Recorded information:
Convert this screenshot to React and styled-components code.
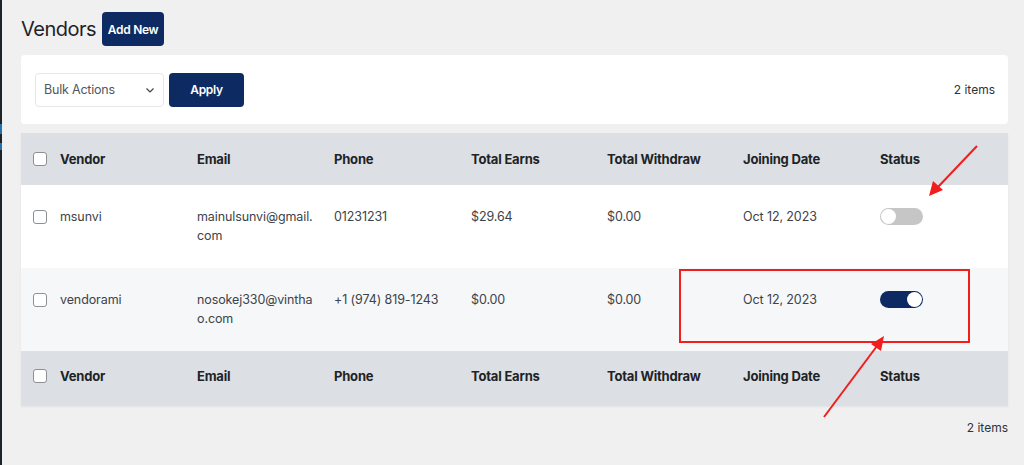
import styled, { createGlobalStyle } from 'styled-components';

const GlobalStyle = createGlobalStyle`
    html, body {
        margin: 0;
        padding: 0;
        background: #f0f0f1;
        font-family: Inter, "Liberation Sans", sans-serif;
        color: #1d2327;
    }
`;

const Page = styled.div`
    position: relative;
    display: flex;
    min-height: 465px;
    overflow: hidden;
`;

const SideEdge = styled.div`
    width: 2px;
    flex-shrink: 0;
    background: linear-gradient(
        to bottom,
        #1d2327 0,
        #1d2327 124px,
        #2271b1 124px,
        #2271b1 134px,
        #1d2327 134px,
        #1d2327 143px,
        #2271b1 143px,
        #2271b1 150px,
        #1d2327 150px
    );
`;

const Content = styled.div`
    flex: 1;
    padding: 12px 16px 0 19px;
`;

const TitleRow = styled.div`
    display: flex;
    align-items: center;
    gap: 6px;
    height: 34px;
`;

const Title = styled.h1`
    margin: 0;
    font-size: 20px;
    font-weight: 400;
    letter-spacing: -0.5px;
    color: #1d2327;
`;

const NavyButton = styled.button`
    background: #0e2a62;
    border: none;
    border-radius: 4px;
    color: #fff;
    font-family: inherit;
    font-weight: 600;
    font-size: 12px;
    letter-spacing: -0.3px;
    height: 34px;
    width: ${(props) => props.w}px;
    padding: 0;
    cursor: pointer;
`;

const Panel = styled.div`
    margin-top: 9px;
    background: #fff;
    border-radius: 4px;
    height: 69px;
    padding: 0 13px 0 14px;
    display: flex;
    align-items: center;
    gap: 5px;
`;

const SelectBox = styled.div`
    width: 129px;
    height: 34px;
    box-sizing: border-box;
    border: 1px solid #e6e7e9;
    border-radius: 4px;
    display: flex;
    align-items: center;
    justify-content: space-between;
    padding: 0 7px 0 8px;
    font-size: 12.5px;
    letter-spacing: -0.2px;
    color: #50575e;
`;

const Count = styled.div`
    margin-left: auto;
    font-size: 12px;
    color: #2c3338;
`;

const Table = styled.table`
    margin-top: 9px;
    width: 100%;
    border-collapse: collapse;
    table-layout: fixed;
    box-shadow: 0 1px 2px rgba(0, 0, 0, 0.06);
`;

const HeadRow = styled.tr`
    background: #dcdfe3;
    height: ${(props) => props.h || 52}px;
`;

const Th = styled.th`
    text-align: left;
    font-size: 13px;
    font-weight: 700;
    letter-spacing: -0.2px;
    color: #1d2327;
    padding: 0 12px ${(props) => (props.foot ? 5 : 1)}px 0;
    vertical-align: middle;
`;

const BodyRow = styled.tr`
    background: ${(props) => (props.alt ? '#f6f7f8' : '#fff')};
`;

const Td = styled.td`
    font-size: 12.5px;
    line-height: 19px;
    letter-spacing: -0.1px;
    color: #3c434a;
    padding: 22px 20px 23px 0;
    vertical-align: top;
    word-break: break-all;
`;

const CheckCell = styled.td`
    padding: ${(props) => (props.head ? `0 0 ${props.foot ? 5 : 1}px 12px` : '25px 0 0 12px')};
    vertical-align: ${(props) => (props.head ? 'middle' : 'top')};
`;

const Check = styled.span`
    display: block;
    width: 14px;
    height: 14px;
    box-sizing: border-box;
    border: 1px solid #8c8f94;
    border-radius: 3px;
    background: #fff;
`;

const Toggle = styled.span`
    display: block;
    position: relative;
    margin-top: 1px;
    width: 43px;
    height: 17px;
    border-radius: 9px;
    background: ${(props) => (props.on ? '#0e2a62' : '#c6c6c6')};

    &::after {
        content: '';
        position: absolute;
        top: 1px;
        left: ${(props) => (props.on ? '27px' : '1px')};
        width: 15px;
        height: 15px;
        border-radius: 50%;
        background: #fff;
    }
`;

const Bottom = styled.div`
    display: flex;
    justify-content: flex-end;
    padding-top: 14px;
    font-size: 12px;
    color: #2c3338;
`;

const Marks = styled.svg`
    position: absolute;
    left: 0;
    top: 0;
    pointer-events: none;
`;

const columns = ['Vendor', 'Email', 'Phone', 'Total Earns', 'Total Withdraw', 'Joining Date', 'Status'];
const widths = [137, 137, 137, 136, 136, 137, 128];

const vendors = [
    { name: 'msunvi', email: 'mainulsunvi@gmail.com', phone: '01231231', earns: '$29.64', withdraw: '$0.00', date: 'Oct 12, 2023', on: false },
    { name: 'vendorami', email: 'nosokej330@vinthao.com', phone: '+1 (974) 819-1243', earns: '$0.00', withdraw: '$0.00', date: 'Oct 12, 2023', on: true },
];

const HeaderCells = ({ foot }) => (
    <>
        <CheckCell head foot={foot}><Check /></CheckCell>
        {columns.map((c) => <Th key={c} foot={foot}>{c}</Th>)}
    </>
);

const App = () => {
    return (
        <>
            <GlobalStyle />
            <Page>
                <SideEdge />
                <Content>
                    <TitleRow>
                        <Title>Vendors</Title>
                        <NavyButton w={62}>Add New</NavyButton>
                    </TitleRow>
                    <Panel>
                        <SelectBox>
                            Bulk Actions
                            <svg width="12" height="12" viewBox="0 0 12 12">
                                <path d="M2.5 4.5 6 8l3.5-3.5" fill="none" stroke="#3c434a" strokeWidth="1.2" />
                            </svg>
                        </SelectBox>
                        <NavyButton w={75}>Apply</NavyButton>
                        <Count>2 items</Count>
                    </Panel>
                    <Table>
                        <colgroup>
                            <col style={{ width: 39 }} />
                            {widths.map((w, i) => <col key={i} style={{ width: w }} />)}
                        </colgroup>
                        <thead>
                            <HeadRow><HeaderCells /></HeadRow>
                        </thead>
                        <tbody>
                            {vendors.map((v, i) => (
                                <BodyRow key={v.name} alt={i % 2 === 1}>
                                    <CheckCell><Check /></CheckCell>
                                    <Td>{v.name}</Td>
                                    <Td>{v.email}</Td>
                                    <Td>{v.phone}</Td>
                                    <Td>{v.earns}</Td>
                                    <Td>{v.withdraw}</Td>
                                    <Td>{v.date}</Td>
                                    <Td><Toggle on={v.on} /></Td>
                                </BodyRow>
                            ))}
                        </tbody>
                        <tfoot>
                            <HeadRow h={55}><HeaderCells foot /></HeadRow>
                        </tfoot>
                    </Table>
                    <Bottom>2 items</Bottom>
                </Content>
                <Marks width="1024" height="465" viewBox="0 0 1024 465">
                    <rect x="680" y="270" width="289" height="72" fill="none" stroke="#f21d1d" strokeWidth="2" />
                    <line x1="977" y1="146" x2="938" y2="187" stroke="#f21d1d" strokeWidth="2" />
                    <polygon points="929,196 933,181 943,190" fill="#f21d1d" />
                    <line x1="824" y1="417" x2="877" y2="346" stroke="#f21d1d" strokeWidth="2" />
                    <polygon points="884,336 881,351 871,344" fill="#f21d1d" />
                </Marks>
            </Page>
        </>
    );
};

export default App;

Set task:
Omit every picture, then reproduce the rest of the listing exactly.

Task result:
Convert this screenshot to React and styled-components code.
import styled, { createGlobalStyle } from 'styled-components';

const GlobalStyle = createGlobalStyle`
    html, body {
        margin: 0;
        padding: 0;
        background: #f0f0f1;
        font-family: Inter, "Liberation Sans", sans-serif;
        color: #1d2327;
    }
`;

const Page = styled.div`
    position: relative;
    display: flex;
    min-height: 465px;
    overflow: hidden;
`;

const SideEdge = styled.div`
    width: 2px;
    flex-shrink: 0;
    background: linear-gradient(
        to bottom,
        #1d2327 0,
        #1d2327 124px,
        #2271b1 124px,
        #2271b1 134px,
        #1d2327 134px,
        #1d2327 143px,
        #2271b1 143px,
        #2271b1 150px,
        #1d2327 150px
    );
`;

const Content = styled.div`
    flex: 1;
    padding: 12px 16px 0 19px;
`;

const TitleRow = styled.div`
    display: flex;
    align-items: center;
    gap: 6px;
    height: 34px;
`;

const Title = styled.h1`
    margin: 0;
    font-size: 20px;
    font-weight: 400;
    letter-spacing: -0.5px;
    color: #1d2327;
`;

const NavyButton = styled.button`
    background: #0e2a62;
    border: none;
    border-radius: 4px;
    color: #fff;
    font-family: inherit;
    font-weight: 600;
    font-size: 12px;
    letter-spacing: -0.3px;
    height: 34px;
    width: ${(props) => props.w}px;
    padding: 0;
    cursor: pointer;
`;

const Panel = styled.div`
    margin-top: 9px;
    background: #fff;
    border-radius: 4px;
    height: 69px;
    padding: 0 13px 0 14px;
    display: flex;
    align-items: center;
    gap: 5px;
`;

const SelectBox = styled.div`
    width: 129px;
    height: 34px;
    box-sizing: border-box;
    border: 1px solid #e6e7e9;
    border-radius: 4px;
    display: flex;
    align-items: center;
    justify-content: space-between;
    padding: 0 7px 0 8px;
    font-size: 12.5px;
    letter-spacing: -0.2px;
    color: #50575e;
`;

const Count = styled.div`
    margin-left: auto;
    font-size: 12px;
    color: #2c3338;
`;

const Table = styled.table`
    margin-top: 9px;
    width: 100%;
    border-collapse: collapse;
    table-layout: fixed;
    box-shadow: 0 1px 2px rgba(0, 0, 0, 0.06);
`;

const HeadRow = styled.tr`
    background: #dcdfe3;
    height: ${(props) => props.h || 52}px;
`;

const Th = styled.th`
    text-align: left;
    font-size: 13px;
    font-weight: 700;
    letter-spacing: -0.2px;
    color: #1d2327;
    padding: 0 12px ${(props) => (props.foot ? 5 : 1)}px 0;
    vertical-align: middle;
`;

const BodyRow = styled.tr`
    background: ${(props) => (props.alt ? '#f6f7f8' : '#fff')};
`;

const Td = styled.td`
    font-size: 12.5px;
    line-height: 19px;
    letter-spacing: -0.1px;
    color: #3c434a;
    padding: 22px 20px 23px 0;
    vertical-align: top;
    word-break: break-all;
`;

const CheckCell = styled.td`
    padding: ${(props) => (props.head ? `0 0 ${props.foot ? 5 : 1}px 12px` : '25px 0 0 12px')};
    vertical-align: ${(props) => (props.head ? 'middle' : 'top')};
`;

const Check = styled.span`
    display: block;
    width: 14px;
    height: 14px;
    box-sizing: border-box;
    border: 1px solid #8c8f94;
    border-radius: 3px;
    background: #fff;
`;

const Toggle = styled.span`
    display: block;
    position: relative;
    margin-top: 1px;
    width: 43px;
    height: 17px;
    border-radius: 9px;
    background: ${(props) => (props.on ? '#0e2a62' : '#c6c6c6')};

    &::after {
        content: '';
        position: absolute;
        top: 1px;
        left: ${(props) => (props.on ? '27px' : '1px')};
        width: 15px;
        height: 15px;
        border-radius: 50%;
        background: #fff;
    }
`;

const Bottom = styled.div`
    display: flex;
    justify-content: flex-end;
    padding-top: 14px;
    font-size: 12px;
    color: #2c3338;
`;

const Marks = styled.svg`
    position: absolute;
    left: 0;
    top: 0;
    pointer-events: none;
`;

const columns = ['Vendor', 'Email', 'Phone', 'Total Earns', 'Total Withdraw', 'Joining Date', 'Status'];
const widths = [137, 137, 137, 136, 136, 137, 128];

const vendors = [
    { name: 'msunvi', email: 'mainulsunvi@gmail.com', phone: '01231231', earns: '$29.64', withdraw: '$0.00', date: 'Oct 12, 2023', on: false },
    { name: 'vendorami', email: 'nosokej330@vinthao.com', phone: '+1 (974) 819-1243', earns: '$0.00', withdraw: '$0.00', date: 'Oct 12, 2023', on: true },
];

const HeaderCells = ({ foot }) => (
    <>
        <CheckCell head foot={foot}><Check /></CheckCell>
        {columns.map((c) => <Th key={c} foot={foot}>{c}</Th>)}
    </>
);

const App = () => {
    return (
        <>
            <GlobalStyle />
            <Page>
                <SideEdge />
                <Content>
                    <TitleRow>
                        <Title>Vendors</Title>
                        <NavyButton w={62}>Add New</NavyButton>
                    </TitleRow>
                    <Panel>
                        <SelectBox>
                            Bulk Actions
                            <svg width="12" height="12" viewBox="0 0 12 12">
                                <path d="M2.5 4.5 6 8l3.5-3.5" fill="none" stroke="#3c434a" strokeWidth="1.2" />
                            </svg>
                        </SelectBox>
                        <NavyButton w={75}>Apply</NavyButton>
                        <Count>2 items</Count>
                    </Panel>
                    <Table>
                        <colgroup>
                            <col style={{ width: 39 }} />
                            {widths.map((w, i) => <col key={i} style={{ width: w }} />)}
                        </colgroup>
                        <thead>
                            <HeadRow><HeaderCells /></HeadRow>
                        </thead>
                        <tbody>
                            {vendors.map((v, i) => (
                                <BodyRow key={v.name} alt={i % 2 === 1}>
                                    <CheckCell><Check /></CheckCell>
                                    <Td>{v.name}</Td>
                                    <Td>{v.email}</Td>
                                    <Td>{v.phone}</Td>
                                    <Td>{v.earns}</Td>
                                    <Td>{v.withdraw}</Td>
                                    <Td>{v.date}</Td>
                                    <Td><Toggle on={v.on} /></Td>
                                </BodyRow>
                            ))}
                        </tbody>
                        <tfoot>
                            <HeadRow h={55}><HeaderCells foot /></HeadRow>
                        </tfoot>
                    </Table>
                    <Bottom>2 items</Bottom>
                </Content>
                <Marks width="1024" height="465" viewBox="0 0 1024 465">
                    <rect x="680" y="270" width="289" height="72" fill="none" stroke="#f21d1d" strokeWidth="2" />
                    <line x1="977" y1="146" x2="938" y2="187" stroke="#f21d1d" strokeWidth="2" />
                    <polygon points="929,196 933,181 943,190" fill="#f21d1d" />
                    <line x1="824" y1="417" x2="877" y2="346" stroke="#f21d1d" strokeWidth="2" />
                    <polygon points="884,336 881,351 871,344" fill="#f21d1d" />
                </Marks>
            </Page>
        </>
    );
};

export default App;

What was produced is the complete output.